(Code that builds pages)

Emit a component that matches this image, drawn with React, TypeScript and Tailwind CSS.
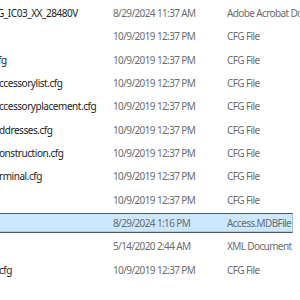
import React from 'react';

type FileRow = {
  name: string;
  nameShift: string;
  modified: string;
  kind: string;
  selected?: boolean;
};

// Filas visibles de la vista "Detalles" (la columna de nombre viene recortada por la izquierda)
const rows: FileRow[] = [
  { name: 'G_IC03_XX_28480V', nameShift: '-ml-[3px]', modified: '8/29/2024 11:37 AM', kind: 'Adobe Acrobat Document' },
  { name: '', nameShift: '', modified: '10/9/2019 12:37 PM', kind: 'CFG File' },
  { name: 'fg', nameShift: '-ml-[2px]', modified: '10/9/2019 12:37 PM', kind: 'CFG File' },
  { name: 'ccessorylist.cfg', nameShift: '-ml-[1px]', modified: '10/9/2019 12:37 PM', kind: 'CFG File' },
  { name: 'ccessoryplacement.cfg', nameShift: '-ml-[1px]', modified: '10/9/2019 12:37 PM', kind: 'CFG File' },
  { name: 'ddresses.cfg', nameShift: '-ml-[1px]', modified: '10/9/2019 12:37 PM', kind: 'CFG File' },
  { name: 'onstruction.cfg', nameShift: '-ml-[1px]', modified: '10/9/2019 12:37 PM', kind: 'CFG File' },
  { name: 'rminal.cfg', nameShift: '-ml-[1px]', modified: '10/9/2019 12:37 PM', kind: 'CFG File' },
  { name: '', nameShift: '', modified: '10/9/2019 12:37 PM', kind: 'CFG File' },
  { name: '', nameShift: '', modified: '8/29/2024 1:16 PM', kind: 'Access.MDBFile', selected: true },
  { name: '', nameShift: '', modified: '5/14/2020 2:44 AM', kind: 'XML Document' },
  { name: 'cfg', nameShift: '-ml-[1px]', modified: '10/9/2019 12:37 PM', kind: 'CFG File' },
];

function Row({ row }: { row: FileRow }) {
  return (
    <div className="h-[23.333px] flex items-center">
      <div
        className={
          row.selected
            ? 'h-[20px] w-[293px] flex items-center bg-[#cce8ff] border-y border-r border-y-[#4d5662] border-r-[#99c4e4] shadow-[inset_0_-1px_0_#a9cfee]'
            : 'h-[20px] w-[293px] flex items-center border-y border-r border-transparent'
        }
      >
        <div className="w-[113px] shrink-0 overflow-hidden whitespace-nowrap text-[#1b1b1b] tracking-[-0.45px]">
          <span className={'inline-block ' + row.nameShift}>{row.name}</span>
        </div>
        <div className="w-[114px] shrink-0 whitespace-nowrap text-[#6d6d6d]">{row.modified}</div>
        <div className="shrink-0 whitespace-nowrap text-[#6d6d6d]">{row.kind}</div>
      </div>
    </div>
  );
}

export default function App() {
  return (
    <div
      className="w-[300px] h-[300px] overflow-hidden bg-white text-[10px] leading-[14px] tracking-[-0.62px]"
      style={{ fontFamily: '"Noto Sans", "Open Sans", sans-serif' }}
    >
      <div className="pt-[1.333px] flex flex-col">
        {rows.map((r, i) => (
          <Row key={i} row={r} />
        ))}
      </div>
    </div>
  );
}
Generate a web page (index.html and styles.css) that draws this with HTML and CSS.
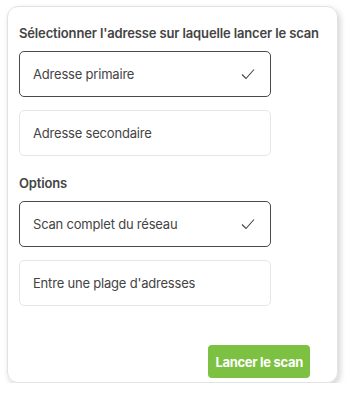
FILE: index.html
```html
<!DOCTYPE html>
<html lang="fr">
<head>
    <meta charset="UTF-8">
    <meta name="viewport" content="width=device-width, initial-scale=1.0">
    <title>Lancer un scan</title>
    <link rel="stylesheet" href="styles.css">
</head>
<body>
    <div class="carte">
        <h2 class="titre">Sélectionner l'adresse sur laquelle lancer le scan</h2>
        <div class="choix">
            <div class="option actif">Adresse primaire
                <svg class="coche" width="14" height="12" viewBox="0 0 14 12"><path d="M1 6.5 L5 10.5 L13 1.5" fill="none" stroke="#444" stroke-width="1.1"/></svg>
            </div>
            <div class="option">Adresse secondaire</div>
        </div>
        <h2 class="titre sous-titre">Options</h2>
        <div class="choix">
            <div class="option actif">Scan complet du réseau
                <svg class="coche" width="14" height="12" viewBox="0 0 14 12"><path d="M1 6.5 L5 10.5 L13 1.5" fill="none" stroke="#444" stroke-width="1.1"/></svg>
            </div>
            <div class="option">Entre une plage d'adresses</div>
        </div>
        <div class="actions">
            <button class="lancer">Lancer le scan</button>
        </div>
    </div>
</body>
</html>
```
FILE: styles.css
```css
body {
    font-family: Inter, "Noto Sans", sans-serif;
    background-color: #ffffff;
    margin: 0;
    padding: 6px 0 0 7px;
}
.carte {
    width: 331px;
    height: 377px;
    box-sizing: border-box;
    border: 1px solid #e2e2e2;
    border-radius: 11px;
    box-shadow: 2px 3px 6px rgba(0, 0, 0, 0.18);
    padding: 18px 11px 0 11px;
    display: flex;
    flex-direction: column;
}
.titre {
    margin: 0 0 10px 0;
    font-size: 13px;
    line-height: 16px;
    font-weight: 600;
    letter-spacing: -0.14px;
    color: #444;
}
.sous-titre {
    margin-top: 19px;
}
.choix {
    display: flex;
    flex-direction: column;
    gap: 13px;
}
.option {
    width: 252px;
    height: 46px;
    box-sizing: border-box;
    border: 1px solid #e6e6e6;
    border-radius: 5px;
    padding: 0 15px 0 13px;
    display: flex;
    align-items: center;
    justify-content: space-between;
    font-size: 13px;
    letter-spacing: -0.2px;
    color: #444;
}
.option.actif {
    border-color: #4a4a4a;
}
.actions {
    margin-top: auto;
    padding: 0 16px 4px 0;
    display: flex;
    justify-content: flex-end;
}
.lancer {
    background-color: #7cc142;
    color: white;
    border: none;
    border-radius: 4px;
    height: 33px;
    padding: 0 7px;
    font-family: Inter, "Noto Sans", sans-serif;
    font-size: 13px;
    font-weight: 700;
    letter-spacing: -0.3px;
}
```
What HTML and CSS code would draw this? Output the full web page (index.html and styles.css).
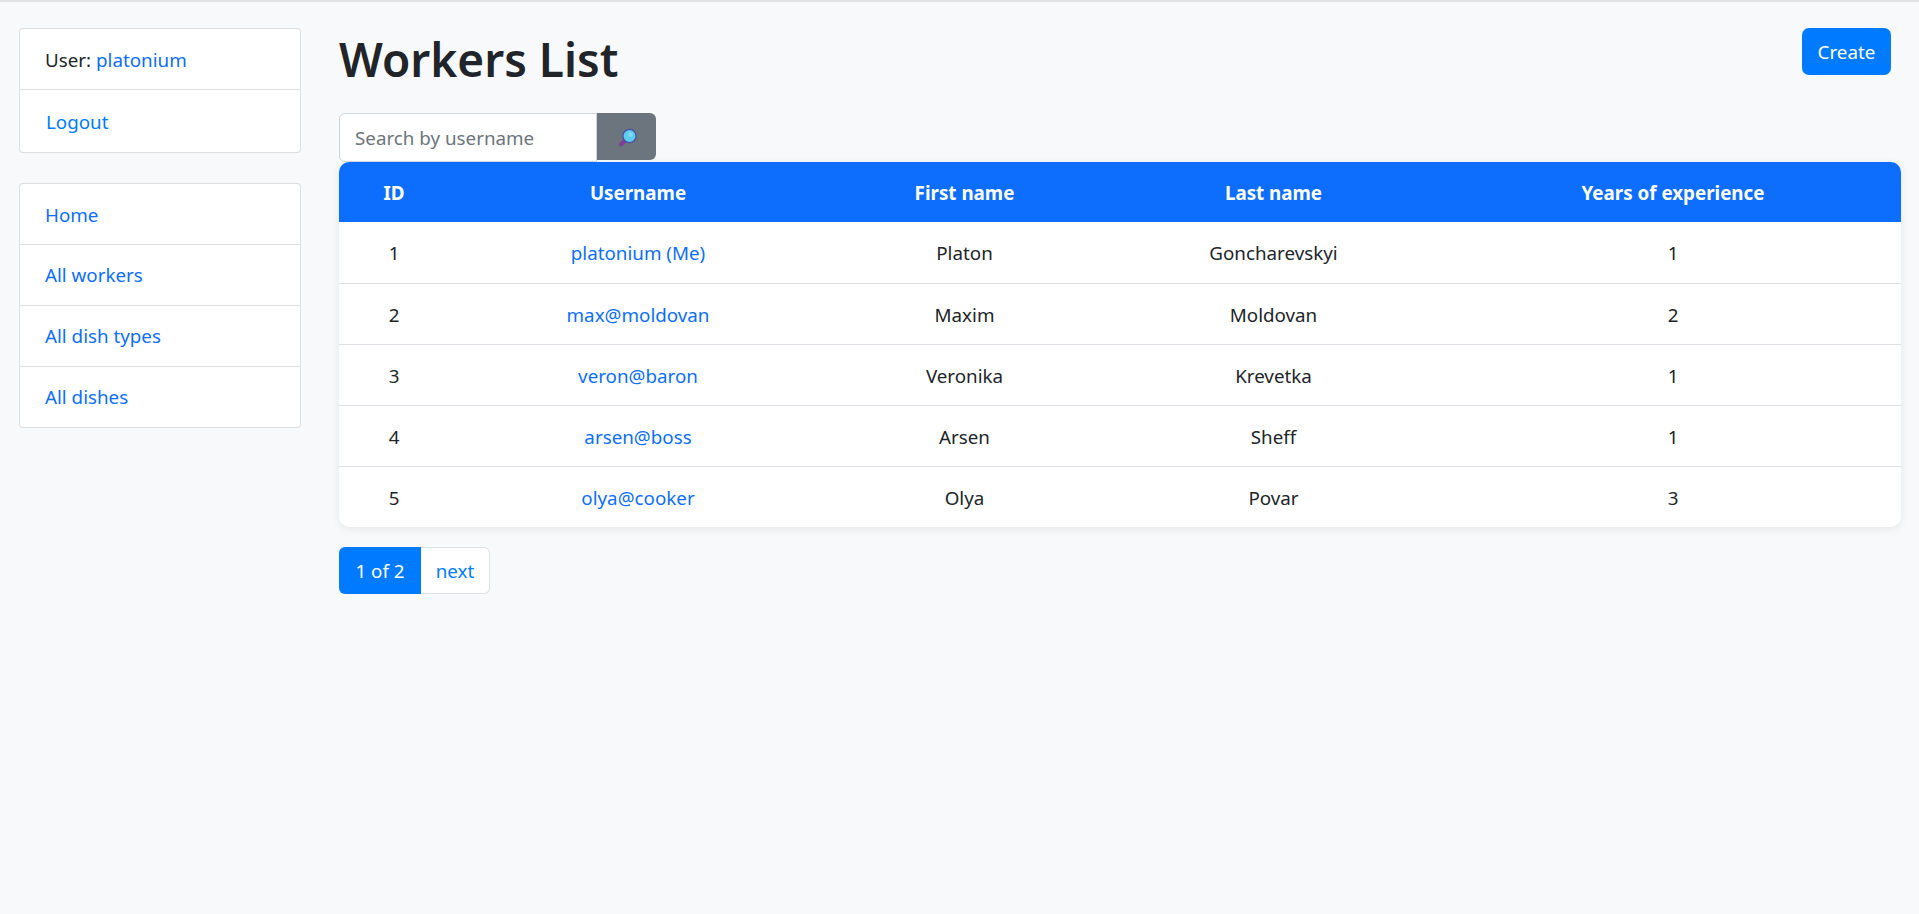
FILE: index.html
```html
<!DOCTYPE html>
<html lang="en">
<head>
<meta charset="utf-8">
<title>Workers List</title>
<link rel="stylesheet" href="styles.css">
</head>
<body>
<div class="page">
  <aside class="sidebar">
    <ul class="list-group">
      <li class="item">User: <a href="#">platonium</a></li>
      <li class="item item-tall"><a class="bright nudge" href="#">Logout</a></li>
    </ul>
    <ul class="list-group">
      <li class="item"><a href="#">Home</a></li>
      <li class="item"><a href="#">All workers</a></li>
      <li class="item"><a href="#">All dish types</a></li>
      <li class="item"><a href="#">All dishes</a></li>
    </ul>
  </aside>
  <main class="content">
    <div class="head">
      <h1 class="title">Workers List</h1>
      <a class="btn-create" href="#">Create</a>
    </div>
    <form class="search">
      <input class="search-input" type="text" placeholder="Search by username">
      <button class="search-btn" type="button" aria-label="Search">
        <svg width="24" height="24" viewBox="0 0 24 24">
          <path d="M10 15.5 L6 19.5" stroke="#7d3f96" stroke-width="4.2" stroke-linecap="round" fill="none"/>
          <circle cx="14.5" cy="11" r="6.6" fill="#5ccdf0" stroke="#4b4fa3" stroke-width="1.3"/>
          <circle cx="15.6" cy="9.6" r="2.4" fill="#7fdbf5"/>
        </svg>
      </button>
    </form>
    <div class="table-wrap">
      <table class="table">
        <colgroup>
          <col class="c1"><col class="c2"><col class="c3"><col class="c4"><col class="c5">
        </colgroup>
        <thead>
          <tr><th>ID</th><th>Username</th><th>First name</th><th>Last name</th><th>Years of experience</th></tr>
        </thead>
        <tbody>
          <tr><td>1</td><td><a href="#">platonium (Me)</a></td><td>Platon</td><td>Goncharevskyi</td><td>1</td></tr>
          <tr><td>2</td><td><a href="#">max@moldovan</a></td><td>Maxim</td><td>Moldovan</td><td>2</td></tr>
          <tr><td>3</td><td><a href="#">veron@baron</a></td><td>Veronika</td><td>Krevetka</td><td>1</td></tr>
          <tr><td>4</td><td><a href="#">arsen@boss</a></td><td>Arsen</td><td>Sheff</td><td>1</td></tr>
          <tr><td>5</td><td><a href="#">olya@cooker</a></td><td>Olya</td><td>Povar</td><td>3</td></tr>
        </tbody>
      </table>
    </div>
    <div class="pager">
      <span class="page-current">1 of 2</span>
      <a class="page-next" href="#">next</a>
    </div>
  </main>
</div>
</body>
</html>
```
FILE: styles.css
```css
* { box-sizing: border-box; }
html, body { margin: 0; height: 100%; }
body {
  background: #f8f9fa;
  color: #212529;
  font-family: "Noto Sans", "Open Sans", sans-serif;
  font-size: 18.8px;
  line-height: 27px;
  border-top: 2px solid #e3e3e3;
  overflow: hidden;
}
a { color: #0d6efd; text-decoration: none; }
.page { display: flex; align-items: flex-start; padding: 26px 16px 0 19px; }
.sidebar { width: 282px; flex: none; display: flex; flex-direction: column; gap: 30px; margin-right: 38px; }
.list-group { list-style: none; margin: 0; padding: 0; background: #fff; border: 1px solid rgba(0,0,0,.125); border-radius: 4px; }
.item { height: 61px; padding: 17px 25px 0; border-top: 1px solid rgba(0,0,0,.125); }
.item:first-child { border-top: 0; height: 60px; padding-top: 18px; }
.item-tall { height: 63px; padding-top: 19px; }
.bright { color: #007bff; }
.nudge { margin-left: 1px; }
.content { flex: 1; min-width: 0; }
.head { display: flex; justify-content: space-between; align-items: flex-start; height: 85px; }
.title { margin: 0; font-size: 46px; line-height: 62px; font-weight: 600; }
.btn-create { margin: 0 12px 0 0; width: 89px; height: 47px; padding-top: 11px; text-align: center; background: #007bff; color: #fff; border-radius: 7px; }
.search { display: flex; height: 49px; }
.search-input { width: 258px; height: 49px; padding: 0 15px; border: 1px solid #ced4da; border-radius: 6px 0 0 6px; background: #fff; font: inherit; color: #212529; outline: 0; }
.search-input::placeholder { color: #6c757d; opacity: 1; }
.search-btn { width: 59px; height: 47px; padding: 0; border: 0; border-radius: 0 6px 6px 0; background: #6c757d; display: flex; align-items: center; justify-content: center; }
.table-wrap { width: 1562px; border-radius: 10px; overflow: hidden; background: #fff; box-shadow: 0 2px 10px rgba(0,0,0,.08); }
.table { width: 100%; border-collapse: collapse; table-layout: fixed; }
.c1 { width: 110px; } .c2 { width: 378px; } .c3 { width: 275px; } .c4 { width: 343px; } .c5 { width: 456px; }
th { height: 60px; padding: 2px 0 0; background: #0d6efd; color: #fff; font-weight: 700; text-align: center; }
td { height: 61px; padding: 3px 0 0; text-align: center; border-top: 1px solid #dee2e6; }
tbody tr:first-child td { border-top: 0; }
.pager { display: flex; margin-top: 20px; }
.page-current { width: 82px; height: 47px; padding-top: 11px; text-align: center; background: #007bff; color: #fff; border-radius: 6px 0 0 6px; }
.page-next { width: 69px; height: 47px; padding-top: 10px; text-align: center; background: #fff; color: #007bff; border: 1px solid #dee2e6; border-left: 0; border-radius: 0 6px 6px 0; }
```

(WRITTEN TASK) List every line above containing the word "styles".

(EXERCISE ANSWER)
Generate a web page (index.html and styles.css) that draws this with HTML and CSS.
    <link rel="stylesheet" href="styles.css">
FILE: styles.css
What HTML and CSS code would draw this? Output the full web page (index.html and styles.css).
<link rel="stylesheet" href="styles.css">
FILE: styles.css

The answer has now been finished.